In the Handelsblatt interview, Osterloh gushes on about his “detailed” talks with Diess. “He seems to be very realistic and decisive. I’m very impressed with how he assesses certain things. We found we had a lot in common when it came to issues about complexities, adherence to processes and cost consciousness. He sees many things the way the works council does”.

The Handelsblatt rejoices that “The alliance between labour and capital is an important signal for what is soon coming for 600,000 employees”. How the “huge VW group progresses through the next few years”, will depend on Diess and Osterloh, according to the paper. This does not bode well for the Volkswagen workers, as the MAN-Scania example demonstrates.

Stefan Bratzel of the Centre for Automotive Management (CAM) at the Business College of Applied Sciences in Bergisch Gladbach commented on the role of the trade union and works council at VW, saying, “The IG Metall union now faces a huge responsibility. It is part of the management and has to satisfy both sides, that is not easy”.

As part of management, IG Metall is in fact mainly interested in keeping the shareholders satisfied and the workers quiet.
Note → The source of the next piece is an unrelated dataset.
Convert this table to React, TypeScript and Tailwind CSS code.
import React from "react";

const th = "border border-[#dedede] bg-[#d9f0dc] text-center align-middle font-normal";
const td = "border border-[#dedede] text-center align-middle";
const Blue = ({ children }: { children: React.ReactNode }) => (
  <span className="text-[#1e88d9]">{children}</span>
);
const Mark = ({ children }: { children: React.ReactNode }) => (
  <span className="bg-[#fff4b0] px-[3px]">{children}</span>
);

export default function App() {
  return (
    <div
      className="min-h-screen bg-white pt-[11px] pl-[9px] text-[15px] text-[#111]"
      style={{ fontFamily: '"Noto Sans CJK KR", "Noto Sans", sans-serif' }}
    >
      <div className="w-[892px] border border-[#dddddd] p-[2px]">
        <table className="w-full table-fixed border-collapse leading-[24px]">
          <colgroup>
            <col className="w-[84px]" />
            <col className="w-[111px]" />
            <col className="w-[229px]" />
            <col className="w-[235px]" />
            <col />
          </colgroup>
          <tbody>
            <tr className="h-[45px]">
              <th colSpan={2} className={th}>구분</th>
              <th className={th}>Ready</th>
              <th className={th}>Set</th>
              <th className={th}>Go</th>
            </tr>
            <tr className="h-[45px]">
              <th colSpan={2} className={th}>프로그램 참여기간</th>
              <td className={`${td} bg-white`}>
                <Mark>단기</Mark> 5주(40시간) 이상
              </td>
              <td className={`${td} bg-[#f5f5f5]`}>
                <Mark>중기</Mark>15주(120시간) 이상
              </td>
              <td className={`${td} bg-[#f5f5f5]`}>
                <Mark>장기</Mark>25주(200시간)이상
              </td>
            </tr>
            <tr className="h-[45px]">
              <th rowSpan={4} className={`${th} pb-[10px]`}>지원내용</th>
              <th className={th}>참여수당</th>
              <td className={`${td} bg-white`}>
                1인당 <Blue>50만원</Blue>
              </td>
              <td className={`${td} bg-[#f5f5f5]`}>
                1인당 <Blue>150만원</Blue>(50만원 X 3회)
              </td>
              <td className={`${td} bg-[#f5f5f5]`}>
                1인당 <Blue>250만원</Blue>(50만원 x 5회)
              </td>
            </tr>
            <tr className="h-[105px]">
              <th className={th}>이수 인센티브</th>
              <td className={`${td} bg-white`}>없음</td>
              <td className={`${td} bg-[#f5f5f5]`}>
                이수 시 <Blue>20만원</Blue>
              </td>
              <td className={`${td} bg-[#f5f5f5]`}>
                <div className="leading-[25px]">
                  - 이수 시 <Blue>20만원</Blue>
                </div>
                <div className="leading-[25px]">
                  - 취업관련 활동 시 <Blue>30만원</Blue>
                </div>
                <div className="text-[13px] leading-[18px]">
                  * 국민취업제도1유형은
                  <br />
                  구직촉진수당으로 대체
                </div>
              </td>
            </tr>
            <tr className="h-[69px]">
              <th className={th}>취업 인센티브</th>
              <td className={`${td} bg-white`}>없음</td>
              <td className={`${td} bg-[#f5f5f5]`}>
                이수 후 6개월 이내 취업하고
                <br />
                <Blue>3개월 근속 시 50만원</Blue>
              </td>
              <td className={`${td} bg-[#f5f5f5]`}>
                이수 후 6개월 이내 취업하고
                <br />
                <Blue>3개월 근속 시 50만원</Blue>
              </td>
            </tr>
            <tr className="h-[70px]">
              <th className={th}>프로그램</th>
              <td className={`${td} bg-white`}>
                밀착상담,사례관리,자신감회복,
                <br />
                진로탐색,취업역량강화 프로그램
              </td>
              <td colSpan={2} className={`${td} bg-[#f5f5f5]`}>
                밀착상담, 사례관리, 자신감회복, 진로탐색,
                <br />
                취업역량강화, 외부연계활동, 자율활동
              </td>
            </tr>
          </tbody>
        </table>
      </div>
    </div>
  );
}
The largest union in the world—as IG Metall likes to call itself—serves the corporations as a consultant, restructuring specialist and labour police force. In contrast to earlier “business streamliners” like the consulting firms McKinsey and Roland Berger, the unique selling point of this anti-working class organization is not only that it is better acquainted with operational conditions and can propose more detailed savings plans. It has something else, which no other consulting company has, making it extremely valuable for corporations: its well-organised network of works councils and shop stewards, deployed to keep the workforce under control. This network functions like a seismograph, directly sensing any discontent and even the slightest ripples of protest on the part of workers, in order to corral opposition and stifle it.